Ensuite, Leibniz se plonge dans les meilleures traductions des textes anciens réalisées par les pères Longobardi et Sainte Marie. [1] Par un examen de la cohérence intérieure de cette philosophie, il découvre chez les anciens une « théologie naturelle » compatible, non pas avec la révélation chrétienne, mais avec la « métaphysique » des chrétiens.

Dans sa « Lettre à Rémond », Leibniz examine à fond cette question. Selon Longobardi :

Le premier principe des Chinois s’appelle Li, c’est-à-dire, raison ou fondement de toute la nature ; il n’y a rien de plus grand, ni de meilleur que le Li. Cette grande et universelle cause est pure, quiète, subtile, sans corps et sans figure, qui ne se peut connaître que par l’entendement. Du Li émanent cinq vertus, la Piété, la Justice, la Religion, la Prudence et la Foi.

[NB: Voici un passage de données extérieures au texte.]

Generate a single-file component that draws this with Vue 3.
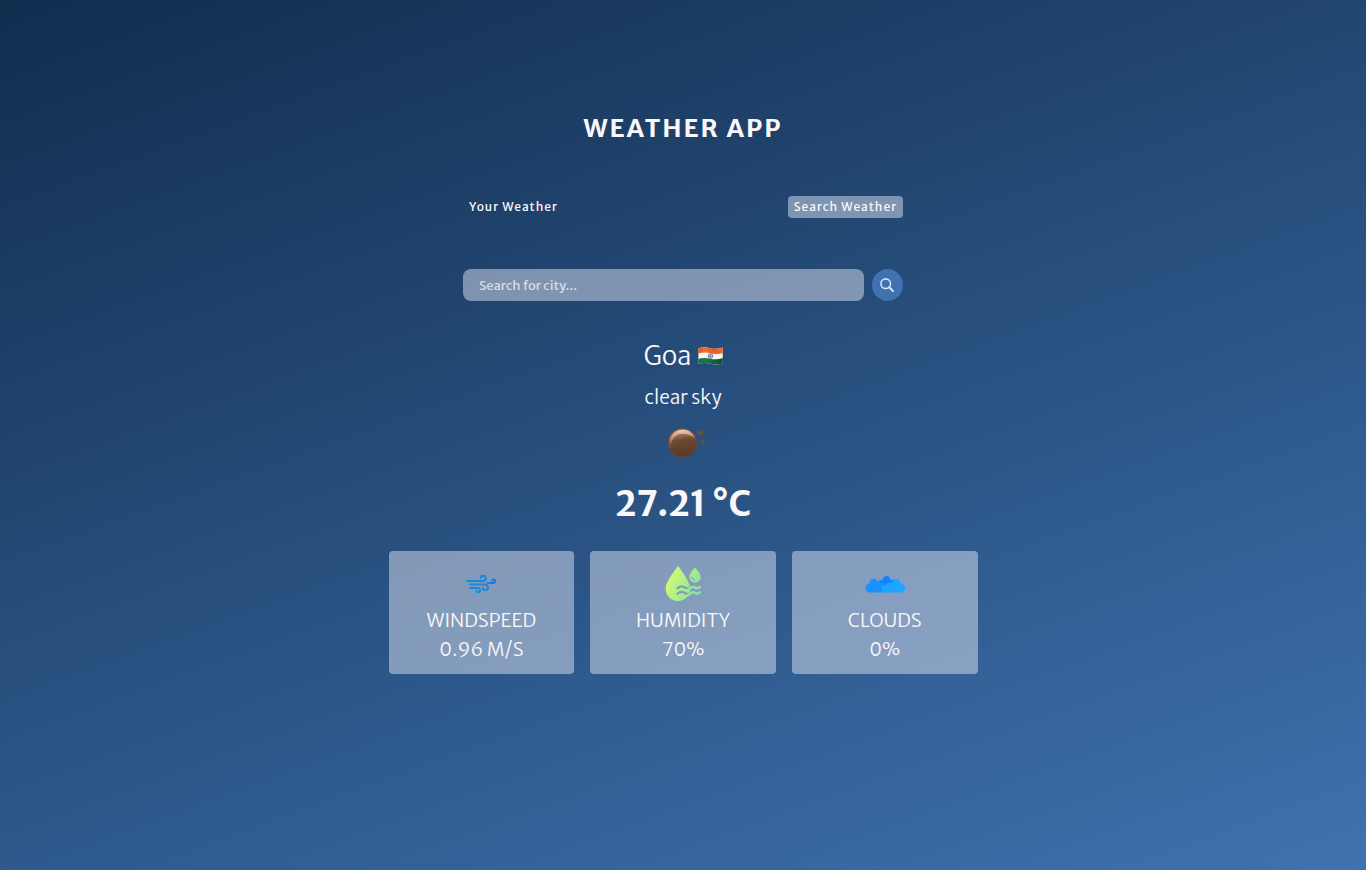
<script setup>
import { ref } from 'vue'

const city = ref('')
const tab = ref('search')
const tabs = [
  { id: 'your', label: 'Your Weather' },
  { id: 'search', label: 'Search Weather' },
]
</script>

<template>
  <main class="wrapper">
    <h1>WEATHER APP</h1>
    <nav class="tabs">
      <button
        v-for="t in tabs"
        :key="t.id"
        type="button"
        class="tab"
        :class="{ current: tab === t.id }"
        @click="tab = t.id"
      >{{ t.label }}</button>
    </nav>
    <form class="search" @submit.prevent>
      <input v-model="city" type="text" aria-label="Search for city" placeholder="Search for city..." />
      <button type="submit" aria-label="Search">
        <svg width="15" height="14" viewBox="0 0 15 14" fill="none" stroke="#dbe2ef" aria-hidden="true">
          <circle cx="5.7" cy="5.7" r="4.8" stroke-width="1.6" />
          <path d="M9.3 9.3 13 13" stroke-width="2" stroke-linecap="round" />
        </svg>
      </button>
    </form>

    <section class="info">
      <div class="name">
        <p>Goa</p>
        <svg width="25" height="20" viewBox="0 0 25 20" role="img" aria-label="India">
          <defs>
            <clipPath id="flagShape">
              <path d="M.4 2.200C4 .8 8.500 1.200 12.500 2.200S20.500 2.900 24.700 1.600V17.300C20.500 19 16.500 18.600 12.500 17.700S4.500 16.600 .4 18Z" />
            </clipPath>
            <linearGradient id="flagTop"><stop stop-color="#e35420" /><stop offset=".3" stop-color="#f36c33" /><stop offset=".6" stop-color="#e85a1c" /><stop offset="1" stop-color="#f4692a" /></linearGradient>
            <linearGradient id="flagBase"><stop stop-color="#17693c" /><stop offset=".3" stop-color="#1c7846" /><stop offset="1" stop-color="#0b4d27" /></linearGradient>
          </defs>
          <g clip-path="url(#flagShape)">
            <rect width="25" height="20" fill="#f6f4f5" />
            <path d="M0 0H25V7C20.500 8.200 16.500 8.100 12.500 7.200S4.500 6.200 0 7.500Z" fill="url(#flagTop)" />
            <path d="M0 13C4.500 11.700 8.500 11.900 12.500 12.800S20.500 13.500 25 12.100V20H0Z" fill="url(#flagBase)" />
          </g>
          <circle cx="12.500" cy="10" r="2.300" fill="#c6c6df" stroke="#625e9a" stroke-width=".8" />
          <circle cx="12.500" cy="10" r=".8" fill="#50508c" />
        </svg>
      </div>
      <p class="desc">clear sky</p>
      <svg class="moon" width="50" height="50" viewBox="0 0 50 50" role="img" aria-label="Clear night">
        <defs>
          <linearGradient id="moonFill" x1=".35" y1="0" x2=".5" y2="1">
            <stop offset="0" stop-color="#b38163" />
            <stop offset=".25" stop-color="#9a6849" />
            <stop offset=".4" stop-color="#6c4931" />
            <stop offset="1" stop-color="#583a27" />
          </linearGradient>
          <linearGradient id="moonShine" x1=".4" y1="0" x2=".5" y2="1">
            <stop offset="0" stop-color="#f1cfbd" />
            <stop offset=".45" stop-color="#c39a82" stop-opacity=".7" />
            <stop offset="1" stop-color="#805638" stop-opacity="0" />
          </linearGradient>
          <filter id="moonSoft"><feGaussianBlur stdDeviation=".6" /></filter>
        </defs>
        <circle cx="24.500" cy="25" r="15" fill="#584a49" />
        <circle cx="24.500" cy="25" r="14" fill="url(#moonFill)" />
        <path d="M12.500 32C9 21 15 12 25 11.700 31 12 35.500 15.500 37 20.500 31 15.500 27 16 22 16 16 17 12.500 23 12.500 32Z" fill="url(#moonShine)" filter="url(#moonSoft)" />
        <path d="m42.300 11 1.200 2.500 2.900.1-2.200 2 .9 2.800-2.800-1.500-2.800 1.500.8-2.800-2.100-2.100 2.800-.1ZM44.700 20.500l.9 2.200 2.500.1-1.800 1.700.7 2.400-2.300-1.200-2.200 1.200.5-2.500-1.800-1.700 2.500-.1Z" fill="#66503f" />
      </svg>
      <p class="temp">27.21 °C</p>
    </section>

    <section class="cards">
      <div class="card">
        <svg width="40" height="40" viewBox="0 0 40 40" fill="none" stroke-width="2" stroke-linecap="round" aria-hidden="true">
          <defs>
            <linearGradient id="wind" gradientUnits="userSpaceOnUse" x1="4" x2="35" y1="20" y2="20">
              <stop stop-color="#0794d8" /><stop offset=".45" stop-color="#168bdc" /><stop offset="1" stop-color="#2774d3" />
            </linearGradient>
          </defs>
          <g stroke="url(#wind)">
            <path d="M6 17.100H21.500C26 17.100 25.600 11.700 22.300 11.700 20.400 11.700 19.500 12.800 19.900 14" />
            <path d="M8.500 20.600H23.500C28.700 20.600 27.700 26.500 24 26.200 22.300 26.100 21.700 25 22 23.900" />
            <path d="M9 24H16.500C20 24 19.700 28.200 17.400 28.200 16.100 28.200 15.500 27.400 15.700 26.600" />
            <path d="M26.500 19.100H31.600C35.300 19.100 34.700 15.500 32.600 15.500 31.400 15.500 30.800 16.200 31.100 17" />
          </g>
        </svg>
        <p>WINDSPEED</p>
        <p>0.96 M/S</p>
      </div>
      <div class="card">
        <svg width="40" height="40" viewBox="0 0 40 40" aria-hidden="true">
          <defs>
            <linearGradient id="wet" gradientUnits="userSpaceOnUse" x1="5" y1="12" x2="37" y2="28">
              <stop stop-color="#d3f970" /><stop offset="1" stop-color="#83e4a3" />
            </linearGradient>
          </defs>
          <path d="M15.200 2C18 6 26.500 17 27.200 23.500 28 31 22 37 15 37S2.600 31.500 2.600 24.500C2.600 18 11 7.500 15.200 2Z" fill="url(#wet)" />
          <g fill="none" stroke="#849bbb" stroke-width="2.300" stroke-linecap="round">
            <path d="M14.500 24.200C17 22 19.300 21.600 22 23.600S26.500 24.300 28.500 22.800M14.500 29.700C17 27.500 19.300 27.100 22 29.100S26.500 29.800 28.500 28.300" />
          </g>
          <path d="M31.800 3.200C34 6.200 37.700 9.500 37.700 13 37.700 16.200 35.200 18.500 32 18.500S26.500 16.200 26.500 13C26.500 9.500 29.800 6.200 31.800 3.200Z" fill="url(#wet)" />
          <path d="M28.700 13C28.800 14.700 30 15.800 31.600 16" fill="none" stroke="#7594b4" stroke-linecap="round" />
          <g fill="none" stroke="url(#wet)" stroke-width="2.500" stroke-linecap="round">
            <path d="M24 26.200C26.800 25.800 27.500 21.800 31.500 23.300 34 25.200 35.200 24.500 36.800 23M24 31.500C26.800 31.100 27.500 27.100 31.500 28.600 34 30.500 35.200 29.800 36.800 28.300" />
          </g>
        </svg>
        <p>HUMIDITY</p>
        <p>70%</p>
      </div>
      <div class="card">
        <svg width="40" height="40" viewBox="0 0 40 40" aria-hidden="true">
          <path d="M13 27V18.500C13.300 16.400 16 15.500 17.500 16.300 17.500 13.300 19.300 12 21.500 12S25.500 13.600 25.400 16C27.700 14.800 30.500 16.500 30.300 19L28 27Z" fill="#1282ff" />
          <path d="M5 28.500C-.6 28.500-1.500 20.300 4.500 19.200 4.200 16 6.200 14.400 9 14.700 11.200 14.800 12.700 16.700 12.600 18.600 15.500 17.800 19 20 19.500 23L20 28.500Z" fill="#1792ff" />
          <path d="M20 28.500C15 28.300 15.500 20.800 20.500 21 22 18.300 25 17.600 27.200 18.800 27.700 16.300 29.500 14.800 31.800 15 34.500 15.200 36 17.500 35.500 20 41.800 20.500 41.700 28.500 35.800 28.500Z" fill="#1da5ff" />
        </svg>
        <p>CLOUDS</p>
        <p>0%</p>
      </div>
    </section>
  </main>
</template>

<style>
body { margin: 0; }
</style>

<style scoped>
* { box-sizing: border-box; margin: 0; }
.wrapper {
  min-height: 100vh;
  padding: 104px 16px 64px;
  display: flex;
  flex-direction: column;
  align-items: center;
  background: linear-gradient(160deg, #112d4e 0%, #3f72af 100%);
  color: #f9f7f7;
  font-family: "Merriweather Sans", "Noto Sans", sans-serif;
  font-weight: 300;
}
h1 {
  font-size: 25px;
  line-height: 48px;
  font-weight: 700;
  letter-spacing: 2px;
}
button, input { font: inherit; color: inherit; border: 0; }
button { cursor: pointer; }
.tabs {
  width: 100%;
  max-width: 440px;
  margin-top: 44px;
  display: flex;
  justify-content: space-between;
}
.tab {
  padding: 0 6px;
  height: 22px;
  border-radius: 4px;
  background: transparent;
  font-size: 12px;
  line-height: 20px;
  font-weight: 500;
  letter-spacing: 1px;
}
.current { background: rgba(219, 226, 239, 0.5); }
.search {
  width: 100%;
  max-width: 440px;
  margin-top: 51px;
  display: flex;
  gap: 8px;
}
.search input {
  flex: 1;
  min-width: 0;
  height: 32px;
  padding: 0 16px;
  border-radius: 8px;
  background: rgba(219, 226, 239, 0.5);
  font-size: 13px;
  font-weight: 400;
  outline: none;
}
.search input::placeholder { color: rgba(249, 247, 247, 0.75); opacity: 1; }
.search button {
  width: 31px;
  height: 32px;
  padding: 0;
  display: grid;
  place-items: center;
  border-radius: 50%;
  background: #3f72af;
}
.info {
  margin-top: 35px;
  display: flex;
  flex-direction: column;
  align-items: center;
}
.name {
  display: flex;
  align-items: center;
  gap: 6px;
  font-size: 26px;
  line-height: 40px;
}
.desc {
  margin-top: 5px;
  font-size: 19px;
  line-height: 32px;
}
.moon { margin-top: 5px; }
.temp {
  margin-top: 9px;
  font-size: 35px;
  line-height: 54px;
  font-weight: 700;
}
.cards {
  width: 100%;
  max-width: 589px;
  margin-top: 20px;
  display: grid;
  grid-template-columns: repeat(3, 1fr);
  gap: 16px;
}
.card {
  padding: 13px 12px 10px;
  display: flex;
  flex-direction: column;
  align-items: center;
  border-radius: 4px;
  background: rgba(219, 226, 239, 0.5);
  font-size: 19px;
  line-height: 29px;
}
.card svg { margin-bottom: 2px; }
</style>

Le li produit le ki (matière). Ce premier acteur et raison des autres choses est donc, selon Leibniz, ce que « je crois correspondre à notre divinité ». Etant donné que les textes anciens disent que le li est aussi présent dans la matière, Leibniz conclut qu’il y a un li, « loi qui dirige, et intelligence qui conduit les choses [comme par] une force naturelle », et un li qui participe aux choses créées. Le li « supérieur » peut donc être comparé au Dieu des chrétiens, et le li « inférieur », à ce que Leibniz décrit comme la « monade », l’essence de tout ce qui est, qui participe plus ou moins de l’intelligence ainsi que de la matière, car les choses de ce monde, y compris les « âmes raisonnables, ne sont jamais dépouillées totalement de tout corps ».

Nous voici donc en pleine « dynamique » de Leibniz, dont il a décelé la ressemblance avec la pensée de Confucius, et qui peut être la base d’un dialogue fructueux avec les Chinois !


[1Traité sur quelques points de la théologie des Chinois de N. Longobardi.